Search results ({{ res.total }}):

Can 12 Steps be used by non-Addicts?

 

Question:
 

The 12 Step program has so many worthy ideas about living life properly and connecting to Hashem. I wonder if there may be possible harm in non-addicts trying to subscribe to the "disease" and "powerless" model. Could these concepts possibly be counter-productive for non-addicts?

 

obormottel Wednesday, 24 May 2017
Part 1/2 (to see other parts of the article, click on the pages at the bottom)

Dov Answers:

I'm told by a CSAT friend of mine that the current opinion among many CSATs is that it's better to avoid using the 'addict' label and model with clients, at least initially, and that giving the label is potentially damaging for many who are not addicts (and certainly many who come to GYE are not addicts).

A funny thing promulgated by some long-time GYE members was the encouragement to liberally apply the advice (it is not AA dogma, but rather AA suggestion) of "Once an addict, always an addict" to any and all GYE forum members. Yep. But this advice is only appropriate or honest when applied to addicts, of course. The funny thing though, is that over the years I have almost exclusively seen that very advice being applied by the very same people who are eager to have all people on GYE use the addiction/recovery model! The two mantras taken together are a sad narrative: "If you deny you are an addict, that proves it must be true - and once you are one, there is no escape forever. So, stick around with us!" Weird. But this is no surprise, for whenever we lie to ourselves or to others, another lie is required in order to create a context in which the first one can continue to survive. AA and SA have never been subject to such things because we use attraction, not promotion. And that old example was promotion at its most desperate. I'm glad it's rare on the forum, nowadays.

Secondly, it has always been my opinion that the reasons that Torah, Chaza"l, and the Jews never came up with AA and 12 Steps Culture are, first: Because religion is not about needing G-d but rather about serving Him correctly and fully, as Sandy B has so eloquently explained. Second: Addiction is not about the Yetzer Hora, which is why learning Torah does not work to stop Heroin, alcohol, or lust addiction. And third: Since all the last 11 steps are only about abandonment of self into G-d's care, 12 Steps recovery is really only for people who will do that. Most people are normal and are b"H given the tools to succeed at life without consciously abandoning themselves to G-d. We can easily see that Hashem created the world in such a way that most people really do not consciously need Him - whether they are religious or not. Addicts are different because - if they have a 1st step, they essentially have no choice but suicide in some form (which many choose, R"l, and we see entire lifetimes go down the tubes in all addictions because of choosing oblivion). Addicts are only different because they have a terminal illness, our ego can finally break, and we can face the fact that we have no other sensible alternative than to depend on our G-d. If it were a true choice, we'd never do it. Only a 'kafa aleihem ha'har k'gigis' experience can enable us to 'choose' dependence upon our G-d. Oh, well, it is what it is.

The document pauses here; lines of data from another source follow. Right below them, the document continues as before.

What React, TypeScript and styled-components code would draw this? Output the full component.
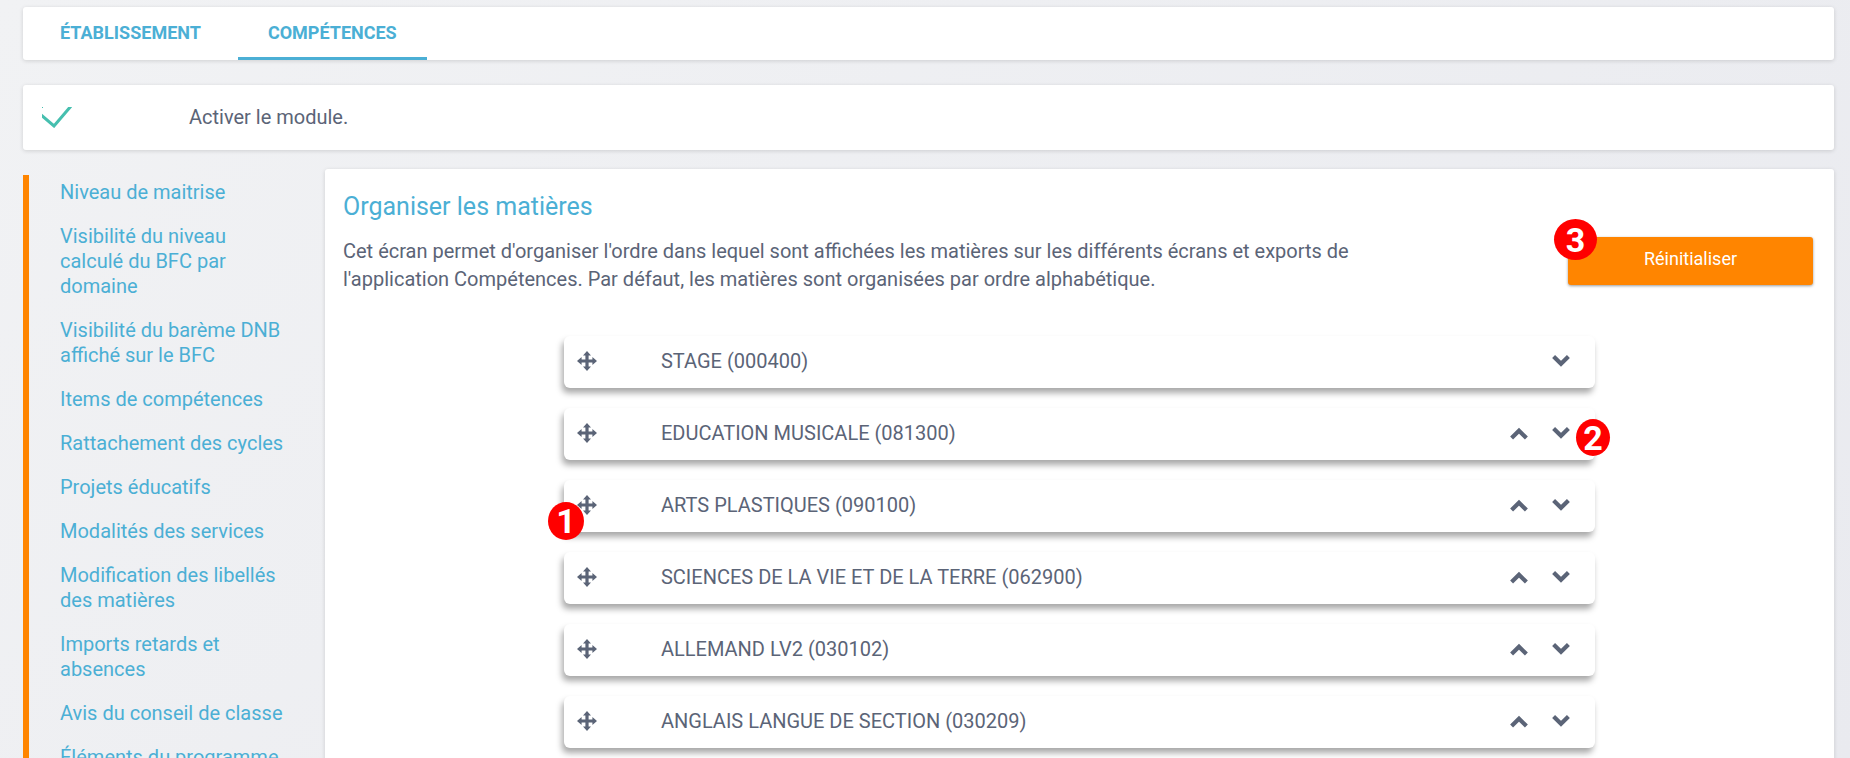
import React from 'react';
import styled, { createGlobalStyle } from 'styled-components';

const Global = createGlobalStyle`
  * { box-sizing: border-box; }
  html, body { margin: 0; min-height: 100%; }
  html { background: linear-gradient(135deg, #f1f2f4, #e9eaef) fixed; }
  body {
    height: 100vh;
    overflow: hidden;
    font-family: Roboto, "Liberation Sans", sans-serif;
    font-size: 20px;
    color: #5b6477;
  }
`;

const Page = styled.div`
  padding: 7px 16px 0 23px;
`;

const Card = styled.section`
  background: #fff;
  border-radius: 3px;
  box-shadow: 0 1px 4px rgba(0, 0, 0, 0.14);
`;

const TabBar = styled(Card).attrs({ as: 'nav' })`
  display: flex;
  gap: 7px;
  height: 53px;
  padding-left: 7px;
  margin-bottom: 25px;
`;

const Tab = styled.a<{ $active?: boolean }>`
  padding: 15px 30px 0;
  border-bottom: 3px solid ${p => (p.$active ? '#4bafd5' : 'transparent')};
  color: #4bafd5;
  font-size: 18px;
  font-weight: 700;
  line-height: 22px;
  text-decoration: none;
  text-transform: uppercase;
`;

const ModuleCard = styled(Card)`
  display: flex;
  align-items: center;
  height: 65px;
  margin-bottom: 19px;
  padding: 0 19px 2px;
`;

const ModuleLabel = styled.label`
  display: flex;
  align-items: center;
`;

const HiddenCheck = styled.input`
  position: absolute;
  opacity: 0;
  width: 30px;
  height: 21px;
  margin: 0;
`;

const CheckMark = styled.svg`
  width: 30px;
  height: 21px;
  margin: 2px 117px 0 0;
`;

const Columns = styled.div`
  display: flex;
  align-items: flex-start;
`;

const Sidebar = styled.nav`
  flex: 0 0 278px;
  margin: 6px 24px 0 0;
  padding: 5px 16px 0 31px;
  border-left: 6px solid #ff8500;
`;

const Menu = styled.ul`
  display: flex;
  flex-direction: column;
  gap: 19px;
  list-style: none;
  margin: 0;
  padding: 0;
`;

const MenuLink = styled.a`
  display: block;
  color: #4bafd5;
  line-height: 25px;
  text-decoration: none;
`;

const Content = styled(Card).attrs({ as: 'main' })`
  flex: 1;
  padding: 22px 18px 40px;
`;

const Title = styled.h1`
  margin: 0 0 14px;
  color: #4bafd5;
  font-size: 25px;
  font-weight: 400;
  line-height: 32px;
`;

const Intro = styled.div`
  display: flex;
  justify-content: space-between;
  align-items: flex-start;
  margin-bottom: 43px;
  padding-right: 3px;
`;

const Text = styled.p`
  width: 70%;
  margin: 0;
  line-height: 28px;
`;

const ResetButton = styled.button`
  position: relative;
  width: 245px;
  height: 48px;
  padding: 0 0 5px;
  border: 0;
  border-radius: 3px;
  background: #ff8500;
  box-shadow: 0 1px 3px rgba(0, 0, 0, 0.4);
  color: #fff;
  font: 400 18px Roboto, sans-serif;
`;

const Subjects = styled.ol`
  display: flex;
  flex-direction: column;
  gap: 20px;
  list-style: none;
  width: 70%;
  margin: 0 auto;
  padding: 0;
`;

const Subject = styled.li`
  position: relative;
  display: flex;
  align-items: center;
  height: 52px;
  padding: 0 25px 2px 13px;
  border-radius: 6px;
  background: #fff;
  box-shadow: -2px 5px 6px rgba(0, 0, 0, 0.34);
`;

const IconButton = styled.button`
  display: flex;
  padding: 0;
  border: 0;
  background: none;
  color: #5b6477;
`;

const SubjectName = styled.span`
  flex: 1;
  margin-left: 64px;
`;

const Moves = styled.div`
  display: flex;
  gap: 24px;
`;

const Marker = styled.span<{ $left?: string; $right?: string; $top: string; $w: number; $h: number }>`
  position: absolute;
  z-index: 1;
  top: ${p => p.$top};
  left: ${p => p.$left ?? 'auto'};
  right: ${p => p.$right ?? 'auto'};
  display: flex;
  align-items: center;
  justify-content: center;
  width: ${p => p.$w}px;
  height: ${p => p.$h}px;
  border-radius: 50%;
  background: #f00;
  color: #fff;
  font: 700 34px Roboto, sans-serif;
`;

const MoveIcon = () => (
  <svg width="20" height="20" viewBox="0 0 20 20" fill="currentColor" aria-hidden="true">
    <path d="M10 0 L14 4.6 H11.6 V8.4 H15.4 V6 L20 10 L15.4 14 V11.6 H11.6 V15.4 H14 L10 20 L6 15.4 H8.4 V11.6 H4.6 V14 L0 10 L4.6 6 V8.4 H8.4 V4.6 H6 Z" />
  </svg>
);

const Chevron = ({ up }: { up?: boolean }) => (
  <svg width="18" height="14" viewBox="0 0 18 14" fill="none" stroke="currentColor" strokeWidth="4.2" aria-hidden="true">
    <path d={up ? 'M1.6 12 L9 4.8 L16.4 12' : 'M1.6 2.6 L9 9.8 L16.4 2.6'} />
  </svg>
);

const menu = [
  'Niveau de maitrise',
  'Visibilité du niveau calculé du BFC par domaine',
  'Visibilité du barème DNB affiché sur le BFC',
  'Items de compétences',
  'Rattachement des cycles',
  'Projets éducatifs',
  'Modalités des services',
  'Modification des libellés des matières',
  'Imports retards et absences',
  'Avis du conseil de classe',
  'Éléments du programme',
];

const subjects = [
  'STAGE (000400)',
  'EDUCATION MUSICALE (081300)',
  'ARTS PLASTIQUES (090100)',
  'SCIENCES DE LA VIE ET DE LA TERRE (062900)',
  'ALLEMAND LV2 (030102)',
  'ANGLAIS LANGUE DE SECTION (030209)',
];

export default function App() {
  return (
    <Page>
      <Global />
      <TabBar>
        <Tab href="#etablissement">Établissement</Tab>
        <Tab href="#competences" $active>Compétences</Tab>
      </TabBar>
      <ModuleCard>
        <ModuleLabel>
          <HiddenCheck type="checkbox" defaultChecked />
          <CheckMark viewBox="0 0 30 21" aria-hidden="true">
            <path d="M-2 7 L12 19 L29 -1" fill="none" stroke="#46bfaf" strokeWidth="3" />
            <rect width="1" height="1" fill="#46bfaf" />
          </CheckMark>
          Activer le module.
        </ModuleLabel>
      </ModuleCard>
      <Columns>
        <Sidebar>
          <Menu>
            {menu.map(item => (
              <li key={item}><MenuLink href="#">{item}</MenuLink></li>
            ))}
          </Menu>
        </Sidebar>
        <Content>
          <Title>Organiser les matières</Title>
          <Intro>
            <Text>
              Cet écran permet d'organiser l'ordre dans lequel sont affichées les matières sur les
              différents écrans et exports de l'application Compétences. Par défaut, les matières
              sont organisées par ordre alphabétique.
            </Text>
            <ResetButton type="button">
              Réinitialiser
              <Marker $left="-14px" $top="-18px" $w={43} $h={41}>3</Marker>
            </ResetButton>
          </Intro>
          <Subjects>
            {subjects.map((name, i) => (
              <Subject key={name}>
                <IconButton type="button" aria-label={'Déplacer ' + name}><MoveIcon /></IconButton>
                <SubjectName>{name}</SubjectName>
                <Moves>
                  {i > 0 && (
                    <IconButton type="button" aria-label="Monter"><Chevron up /></IconButton>
                  )}
                  <IconButton type="button" aria-label="Descendre"><Chevron /></IconButton>
                </Moves>
                {i === 1 && <Marker $right="-15px" $top="11px" $w={34} $h={37}>2</Marker>}
                {i === 2 && <Marker $left="-16px" $top="22px" $w={36} $h={38}>1</Marker>}
              </Subject>
            ))}
          </Subjects>
        </Content>
      </Columns>
    </Page>
  );
}
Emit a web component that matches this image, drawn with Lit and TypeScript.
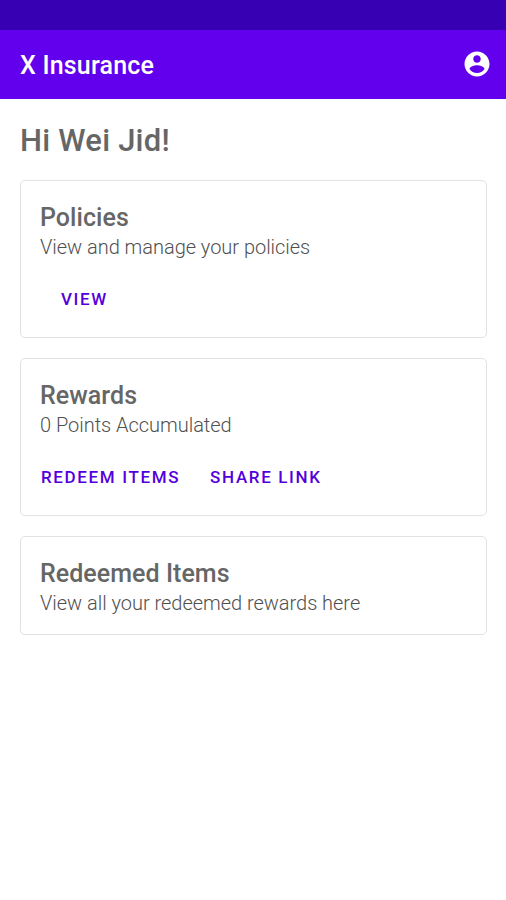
import { LitElement, html, css } from "lit";
import { customElement } from "lit/decorators.js";

interface Card { title: string; text: string; actions: string[]; kind: string; }

const cards: Card[] = [
  { title: "Policies", text: "View and manage your policies", actions: ["VIEW"], kind: "policies" },
  { title: "Rewards", text: "0 Points Accumulated", actions: ["REDEEM ITEMS", "SHARE LINK"], kind: "rewards" },
  { title: "Redeemed Items", text: "View all your redeemed rewards here", actions: [], kind: "items" },
];

@customElement("app-root")
export class AppRoot extends LitElement {
  static styles = css`
    :host { display: block; height: 900px; overflow: hidden; background: #fff; font-family: Roboto, sans-serif; color: #666; }
    * { box-sizing: border-box; }
    .status { height: 29.5px; background: #3700b3; }
    .bar { height: 69px; background: #6200ee; color: #fff; display: flex; align-items: center; justify-content: space-between; padding: 0 14px 0 20px; }
    .brand { font-size: 25px; font-weight: 500; line-height: 30px; letter-spacing: 0.2px; white-space: nowrap; padding-top: 3px; }
    .account { width: 30px; height: 30px; fill: #fff; display: block; }
    main { padding: 23.5px 19px 0 20px; }
    h1 { margin: 0 0 20px; font-size: 31px; line-height: 38px; font-weight: 500; letter-spacing: 0.22px; white-space: nowrap; }
    .cards { display: flex; flex-direction: column; gap: 20px; }
    .card { border: 1px solid #e2e2e2; border-radius: 5px; height: 158px; padding: 20px 19px; }
    .card.items { height: 99px; }
    h2 { margin: 0; font-size: 25px; line-height: 33px; font-weight: 500; letter-spacing: 0.05px; white-space: nowrap; }
    p { margin: 0; font-size: 20px; line-height: 27px; font-weight: 300; letter-spacing: -0.03px; color: #505050; white-space: nowrap; }
    .actions { display: flex; margin-top: 26px; gap: 30px; padding-left: 1px; }
    .policies .actions { padding-left: 21px; }
    button { border: 0; padding: 0; background: none; color: #5300dc; font: 500 17px/24px Roboto, sans-serif; letter-spacing: 1.64px; white-space: nowrap; }
  `;

  render() {
    return html`
      <div class="status"></div>
      <header class="bar">
        <span class="brand">X Insurance</span>
        <svg class="account" viewBox="0 0 24 24"><path d="M12 2C6.48 2 2 6.48 2 12s4.48 10 10 10 10-4.48 10-10S17.52 2 12 2zm0 3c1.66 0 3 1.34 3 3s-1.34 3-3 3-3-1.34-3-3 1.34-3 3-3zm0 14.2c-2.5 0-4.71-1.28-6-3.22.03-1.99 4-3.08 6-3.08 1.99 0 5.97 1.09 6 3.08-1.29 1.94-3.5 3.22-6 3.22z"/></svg>
      </header>
      <main>
        <h1>Hi Wei Jid!</h1>
        <div class="cards">
          ${cards.map((c) => html`
            <section class="card ${c.kind}">
              <h2>${c.title}</h2>
              <p>${c.text}</p>
              ${c.actions.length ? html`<div class="actions">${c.actions.map((a) => html`<button>${a}</button>`)}</div>` : ""}
            </section>`)}
        </div>
      </main>`;
  }
}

And, to me, this is the very beauty and greatness of the frum yidden I know who are not addicts and yet still place themselves into Hashem's care! They choose to do that, and that's an amazing thing. I am frum too - but I obviously never started to seriously place myself into His care until my addiction forced me to do do so. Surely only a fraction of normal yidden do that, but I believe there are still bH many of them and I love and admire them so much.

I feel that applying 12 steps and some of the 12 step concepts to non-addicts twists both realities, mixing falsehoods into yiddishkeit by distorting yetzer hora/avodas Hashem into feel-good messages, and also makes a mockery of recovery by pretending that it is Torah when it is in reality only derech eretz and about self-honesty.

In the end, I just think that everyone here will choose to follow their consciences and do things the way they feel best equipped to succeed at them. Life is pretty short and we need to run with what we've got, it seems. Thanks for letting me share how I see addiction/recovery, and some of the 'why'.